From P&C Specialist

Managers have a major impact on employee engagement but to be successful, they need to know how to communicate, how to provide clear guidance about job responsibilities and how to navigate a challenging hybrid work environment.

If insurance companies find that their top talent is quitting, they may need to take a closer look at their managers and the training they receive.

“People leave bad managers,” said Katy Tynan, vice president and principal analyst at the research and advisory company Forrester.

Managers have a huge impact on employee engagement, and in companies where engagement is low, turnover and absenteeism increase, while productivity and employee well-being decline, according to a May poll by Gallup.

“Managers either make an organization succeed, or they make it fall behind.

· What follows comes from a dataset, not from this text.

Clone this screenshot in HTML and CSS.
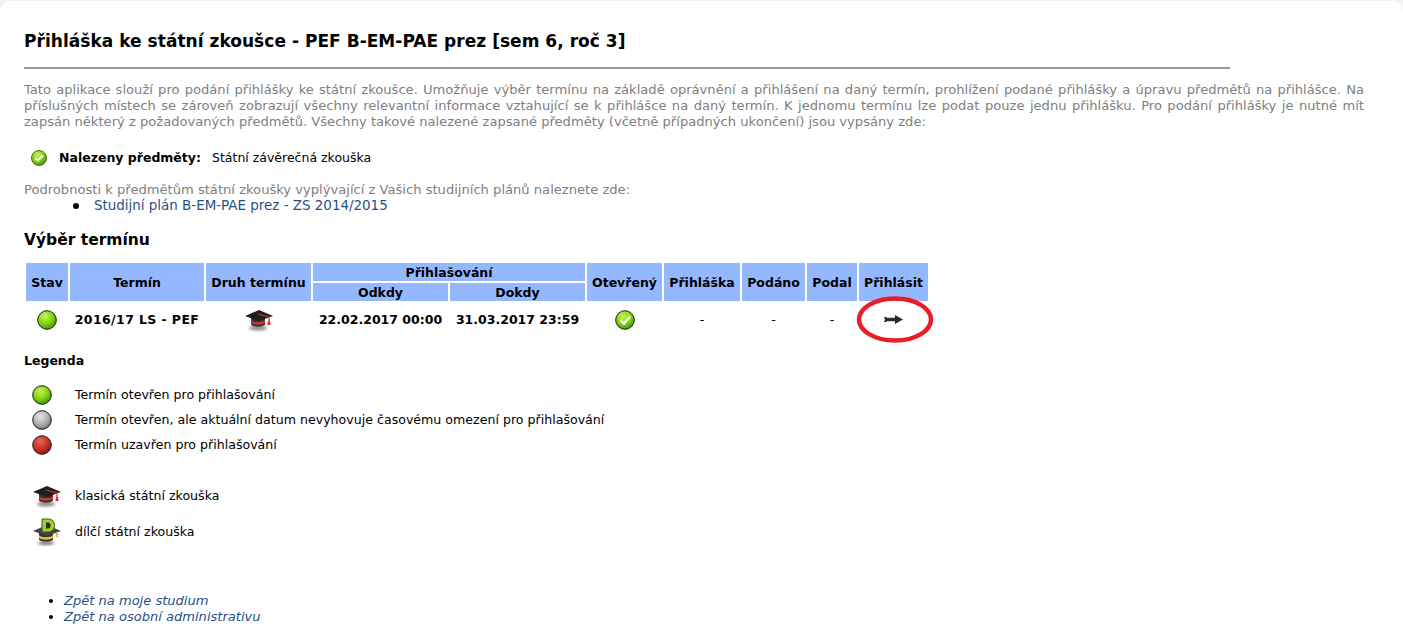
FILE: index.html
```html
<!DOCTYPE html>
<html lang="cs">
<head>
  <meta charset="UTF-8">
  <meta name="viewport" content="width=device-width, initial-scale=1.0">
  <title>Přihláška ke státní zkoušce</title>

  <link rel="stylesheet" href="styles.css">
</head>
<body>
  <svg class="defs" width="0" height="0">
    <defs>
      <radialGradient id="ball-green" cx="40%" cy="30%" r="75%">
        <stop offset="0" stop-color="#c4f25a"/>
        <stop offset="0.55" stop-color="#7fd40e"/>
        <stop offset="1" stop-color="#3f8a05"/>
      </radialGradient>
      <radialGradient id="ball-grey" cx="40%" cy="30%" r="75%">
        <stop offset="0" stop-color="#e6e6e6"/>
        <stop offset="0.55" stop-color="#b4b4b4"/>
        <stop offset="1" stop-color="#6c6c6c"/>
      </radialGradient>
      <radialGradient id="ball-red" cx="40%" cy="30%" r="75%">
        <stop offset="0" stop-color="#e2695c"/>
        <stop offset="0.55" stop-color="#c8332a"/>
        <stop offset="1" stop-color="#7c1510"/>
      </radialGradient>
      <filter id="soft" x="-30%" y="-60%" width="160%" height="220%">
        <feGaussianBlur stdDeviation="1.5"/>
      </filter>
      <symbol id="cap" viewBox="0 0 30 24">
        <ellipse cx="14" cy="20" rx="9" ry="2.5" fill="#888" filter="url(#soft)"/>
        <path d="M7 9v7c0 3.500 14 3.500 14 0V9z" fill="#333"/>
        <path d="M7 12c2 3 12 3 14 0v2.500c-2 3-12 3-14 0z" fill="#d2322d"/>
        <path d="M1 8 15 2l14 6-14 5z" fill="#1f1f1f"/>
        <path d="M14 6l11 3v5" fill="none" stroke="#d2322d" stroke-width="1.200"/>
        <path d="M24 13h2l.6 4h-3.200z" fill="#d2322d"/>
      </symbol>
      <symbol id="cap-d" viewBox="0 0 30 28">
        <ellipse cx="14" cy="25" rx="8" ry="2.500" fill="#888" filter="url(#soft)"/>
        <path d="M7 14v7c0 3.500 14 3.500 14 0v-7z" fill="#333"/>
        <path d="M7 17c2 3 12 3 14 0v2.500c-2 3-12 3-14 0z" fill="#edb93a"/>
        <path d="M1 13l14-6 14 6-14 5z" fill="#444"/>
        <path d="M24 14v5h2v-5z" fill="#edb93a"/>
        <path d="M10 1h6c4.500 0 6.500 3 6.500 6.500S20.500 14 16 14h-6z" fill="#a3cc2e" stroke="#41551a"/>
        <path d="M14 4.500h2c1.800 0 2.500 1.300 2.500 3s-.7 3-2.500 3h-2z" fill="#24300c"/>
      </symbol>
    </defs>
  </svg>

  <div class="sheet">
    <h1 class="title">Přihláška ke státní zkoušce - PEF B-EM-PAE prez [sem 6, roč 3]</h1>
    <hr class="rule">

    <p class="intro">Tato aplikace slouží pro podání přihlášky ke státní zkoušce. Umožňuje výběr termínu na základě oprávnění a přihlášení na daný termín, prohlížení podané přihlášky a úpravu předmětů na přihlášce. Na příslušných místech se zároveň zobrazují všechny relevantní informace vztahující se k přihlášce na daný termín. K jednomu termínu lze podat pouze jednu přihlášku. Pro podání přihlášky je nutné mít zapsán některý z požadovaných předmětů. Všechny takové nalezené zapsané předměty (včetně případných ukončení) jsou vypsány zde:</p>

    <div class="found">
      <svg class="found-icon" width="16" height="16" viewBox="0 0 16 16">
        <circle cx="8" cy="8" r="7.500" fill="url(#ball-green)" stroke="#4a6b14"/>
        <path d="M4.500 8.500 7 10.500l4.500-5" fill="none" stroke="#fff" stroke-width="2"/>
      </svg>
      <b>Nalezeny předměty:</b>
      <span>Státní závěrečná zkouška</span>
    </div>

    <p class="plans-note">Podrobnosti k předmětům státní zkoušky vyplývající z Vašich studijních plánů naleznete zde:</p>
    <ul class="plans">
      <li><a href="#">Studijní plán B-EM-PAE prez - ZS 2014/2015</a></li>
    </ul>

    <h2 class="subtitle">Výběr termínu</h2>

    <div class="table-wrap">
      <table class="terms">
        <colgroup>
          <col class="c-stav"><col class="c-termin"><col class="c-druh"><col class="c-od"><col class="c-do">
          <col class="c-otev"><col class="c-prihl"><col class="c-podano"><col class="c-podal"><col class="c-go">
        </colgroup>
        <tr>
          <th rowspan="2">Stav</th>
          <th rowspan="2">Termín</th>
          <th rowspan="2">Druh termínu</th>
          <th colspan="2" class="low">Přihlašování</th>
          <th rowspan="2">Otevřený</th>
          <th rowspan="2">Přihláška</th>
          <th rowspan="2">Podáno</th>
          <th rowspan="2">Podal</th>
          <th rowspan="2">Přihlásit</th>
        </tr>
        <tr>
          <th class="low">Odkdy</th>
          <th class="low">Dokdy</th>
        </tr>
        <tr class="row">
          <td><svg class="ball" viewBox="0 0 20 20"><circle cx="10" cy="10" r="9.300" fill="url(#ball-green)" stroke="#1d1d1d"/></svg></td>
          <td class="term-name">2016/17 LS - PEF</td>
          <td><svg class="cap" viewBox="0 0 30 24"><use href="#cap"/></svg></td>
          <td>22.02.2017 00:00</td>
          <td>31.03.2017 23:59</td>
          <td>
            <svg class="ball" viewBox="0 0 20 20">
              <circle cx="10" cy="10" r="9.300" fill="url(#ball-green)" stroke="#1d1d1d"/>
              <path d="M5.500 10.500 9 13.500l6-7" fill="none" stroke="#fff" stroke-width="2.400"/>
            </svg>
          </td>
          <td class="dash">-</td>
          <td class="dash">-</td>
          <td class="dash">-</td>
          <td>
            <svg class="go" width="20" height="11" viewBox="0 0 20 11">
              <path d="M0 3h2l1 .8h8V1l8 4.500L11 10V7.200H3l-1 .8H0l1-2.500z" fill="#2a2a2a"/>
            </svg>
          </td>
        </tr>
      </table>
      <svg class="mark" width="78" height="47" viewBox="0 0 78 47">
        <ellipse cx="39" cy="23.500" rx="36" ry="21" fill="none" stroke="#ec1c24" stroke-width="4.500"/>
      </svg>
    </div>

    <h3 class="legend-title">Legenda</h3>
    <ul class="legend">
      <li><svg class="ball" viewBox="0 0 20 20"><circle cx="10" cy="10" r="9.300" fill="url(#ball-green)" stroke="#1d1d1d"/></svg><span>Termín otevřen pro přihlašování</span></li>
      <li><svg class="ball" viewBox="0 0 20 20"><circle cx="10" cy="10" r="9.300" fill="url(#ball-grey)" stroke="#1d1d1d"/></svg><span>Termín otevřen, ale aktuální datum nevyhovuje časovému omezení pro přihlašování</span></li>
      <li><svg class="ball" viewBox="0 0 20 20"><circle cx="10" cy="10" r="9.300" fill="url(#ball-red)" stroke="#1d1d1d"/></svg><span>Termín uzavřen pro přihlašování</span></li>
    </ul>

    <ul class="kinds">
      <li><svg class="cap" viewBox="0 0 30 24"><use href="#cap"/></svg><span>klasická státní zkouška</span></li>
      <li><svg class="cap cap-tall" viewBox="0 0 30 28"><use href="#cap-d"/></svg><span>dílčí státní zkouška</span></li>
    </ul>

    <ul class="back">
      <li><a href="#">Zpět na moje studium</a></li>
      <li><a href="#">Zpět na osobní administrativu</a></li>
    </ul>
  </div>
</body>
</html>
```

FILE: styles.css
```css
html, body {
  margin: 0;
  padding: 0;
}
body {
  height: 641px;
  overflow: hidden;
  background: #f2f2f2;
  color: #000;
  font-family: Verdana, "DejaVu Sans", sans-serif;
  font-size: 12.5px;
  line-height: 16px;
}
.defs {
  display: block;
  height: 0;
}
a {
  color: #1f5288;
  text-decoration: none;
}

/* white sheet */
.sheet {
  margin-top: 1px;
  height: 640px;
  padding: 0 39px 0 24px;
  background: #fff;
  border-radius: 10px 10px 0 0;
}
.title {
  margin: 0;
  padding-top: 30px;
  font-size: 17px;
  line-height: 20px;
  letter-spacing: 0.03px;
}
.rule {
  width: 1206px;
  height: 2px;
  margin: 16px 0 0;
  border: 0;
  background: #999;
}
.intro {
  margin: 13px 0 0;
  color: #808080;
  font-size: 13.1px;
  text-align: justify;
}

.found {
  display: flex;
  align-items: center;
  margin-top: 20px;
  padding-left: 7px;
}
.found-icon {
  margin-right: 12px;
}
.found b {
  margin-right: 11px;
}

.plans-note {
  margin: 16px 0 0;
  color: #808080;
  font-size: 13.1px;
}
.plans {
  margin: 0;
  padding: 0 0 0 49px;
  list-style: none;
}
.plans li {
  display: flex;
  align-items: center;
  font-size: 13.45px;
}
.plans li::before {
  content: "";
  width: 6px;
  height: 6px;
  margin-right: 15px;
  border-radius: 50%;
  background: #000;
}

.subtitle {
  margin: 16px 0 0;
  font-size: 15.5px;
  line-height: 20px;
}

/* table of terms */
.table-wrap {
  position: relative;
  margin-top: 11px;
}
.terms {
  border-collapse: separate;
  border-spacing: 2px;
  table-layout: fixed;
  width: 906px;
}
.c-stav { width: 42px; }
.c-termin { width: 134px; }
.c-druh { width: 105px; }
.c-od { width: 135px; }
.c-do { width: 135px; }
.c-otev { width: 75px; }
.c-prihl { width: 76px; }
.c-podano { width: 63px; }
.c-podal { width: 50px; }
.c-go { width: 69px; }
.terms th {
  padding: 1px 0 0;
  height: 17px;
  background: #94b8ff;
  font-size: 12.5px;
  line-height: 16px;
  white-space: nowrap;
}
.row td {
  height: 33px;
  padding: 0;
  font-weight: bold;
  text-align: center;
  white-space: nowrap;
}
.row .term-name {
  letter-spacing: 0.4px;
}
.row .dash {
  font-weight: normal;
}
.row svg {
  display: block;
  margin: 0 auto;
}
.mark {
  position: absolute;
  left: 832px;
  top: 35px;
}
.ball {
  width: 20px;
  height: 20px;
}
.cap {
  width: 30px;
  height: 24px;
}
.cap-tall {
  height: 28px;
}

/* legend */
.legend-title {
  margin: 15px 0 0;
  font-size: 12.5px;
  line-height: 16px;
}
.legend,
.kinds {
  margin: 0;
  padding: 0;
  list-style: none;
  font-size: 12.6px;
}
.legend {
  margin-top: 13px;
}
.legend li {
  display: flex;
  align-items: center;
  height: 25px;
  padding-left: 8px;
}
.legend span,
.kinds span {
  margin-left: 23px;
}
.kinds {
  margin-top: 21px;
}
.kinds li {
  display: flex;
  align-items: center;
  height: 36px;
  padding-left: 8px;
}
.kinds .cap {
  margin-right: -10px;
}

.back {
  margin: 43px 0 0;
  padding-left: 40px;
  font-size: 13.05px;
  font-style: italic;
}
```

And they either inspire their employees to higher performance or turn them into enemies of the organization,” Gallup wrote in an article

“Across the board, organizations underinvest in manager development,” Tynan said. “We are not giving managers enough tools and resources … to be successful.”

Jim Harter, chief scientist for workplace management and well-being at Gallup, agrees that managers need more training to learn how to effectively engage employees, harness their strengths and manage their performance.

That’s because it’s crucial for managers to have meaningful conversations with employees to help set clear expectations about work, help them feel connected to the mission of the company and provide opportunities for them to learn new skills, while also holding them accountable for the work they produce, Harter said.

Workplaces get poor marks

About half of employees surveyed by Gallup strongly agreed that they knew what was expected of them at work and 40% had the materials and equipment they needed to do their job right.

Roughly one-third of employees said their companies gave them the opportunity to do what they do best; they had someone to encourage their career development; and someone talked to them about their progress, according to Gallup.

And less than 45% felt like their supervisor or someone else cared about them while just 20% have a best friend at work, Gallup found.

Bryan Hancock, a partner at McKinsey and co-author of the recently released book “Power to the Middle: Why Managers Hold the Keys to the Future of Work,” said managers need to help team members have a clear understanding of their work, and “how it links to the bigger picture.”

That requires good communication skills, both to convey what is expected and to make it personal and relevant to the employee, Hancock said.

Part of being a good communicator is checking in regularly with employees to see how they are progressing with their work but avoiding being a micromanager, he added.

It’s up to managers to “make sure work gets done in a way that really empowers members of the team,” he said.

They also need to help create connections among their team members, as well as between their team and other teams. Research has shown that during the Covid-19 pandemic, connections among team members increased, but they decreased across teams, Hancock said.

The pandemic also underscored the need for managers to care about the “whole human,” he said. That might mean understanding when an employee needs to take time away from their desk to care for an elderly parent, take a pet to a veterinarian or pick up children from school.

And if an employee is having a mental health challenge, the manager needs to be able to listen and then help connect them with the right resources, Hancock explained.

Ultimately, organizations need to remember that “managers have incredible influence over the day-to-day quality of life of their teams,” he said, adding that going forward, organizations should “start to think about selecting managers who have natural aptitude in these areas.”

Hybrid challenges

Managers’ communications skills have become particularly critical in today’s world of hybrid working.

When everyone is working in the office, managers can walk around and check on employees, see what they are working on and celebrate victories, said Steve Ingalls, president and CEO of Catalyzer, a leadership development and training company.

“That is challenged if we’re not face to face,” he said.

Instead, it’s imperative that managers call remote employees for regular check-in sessions, Ingalls said. Without that, employees will “leave your business because they haven’t been touched.”

Managers also need to work to establish trust between team members who are working in different locations, Ingalls says.

When workers are in the same location, they can see their colleagues working and getting results. “People sitting next to each other trust just by proximity,” but now managers need to “provide opportunities for hybrid workers to interact and build relationships,” Ingalls said.

That can come through organizing events such as potlucks and parties. When remote and hybrid workers come into the office for such activities they are often “pleasantly surprised and energized by these things,” he said.

Building relationships and trust can help employees feel good about their future with the company. Indeed, providing opportunities for career development for all employees, regardless of whether they are working in the office or remotely, is crucial.

Forrester’s Tynan said that exit interviews have found that the lack of opportunities for career development “is almost always at the top of the list for why people leave organizations.”

Training is key

Training managers is critical if they are expected to effectively manage today’s hybrid workforce.

That includes learning such skills as how to run a hybrid meeting so everyone is included, and it means organizations must provide the right technology to foster collaboration, Tynan said.

Companies can develop in-house leadership development programs or bring in outside consultants. But any program must “be grounded in the culture and values of the organization,” Tynan said.

Forrester has found that 65% of companies spend less than $2,500 per manager per year on leadership development skills, according to Tynan, with most of that spent on senior executives, rather than frontline leaders. She said companies should spend more than that and programs should include lower-level managers.

“Every dollar you spend you can see value in,” she said, as management and leadership development “is a journey, not a workshop.”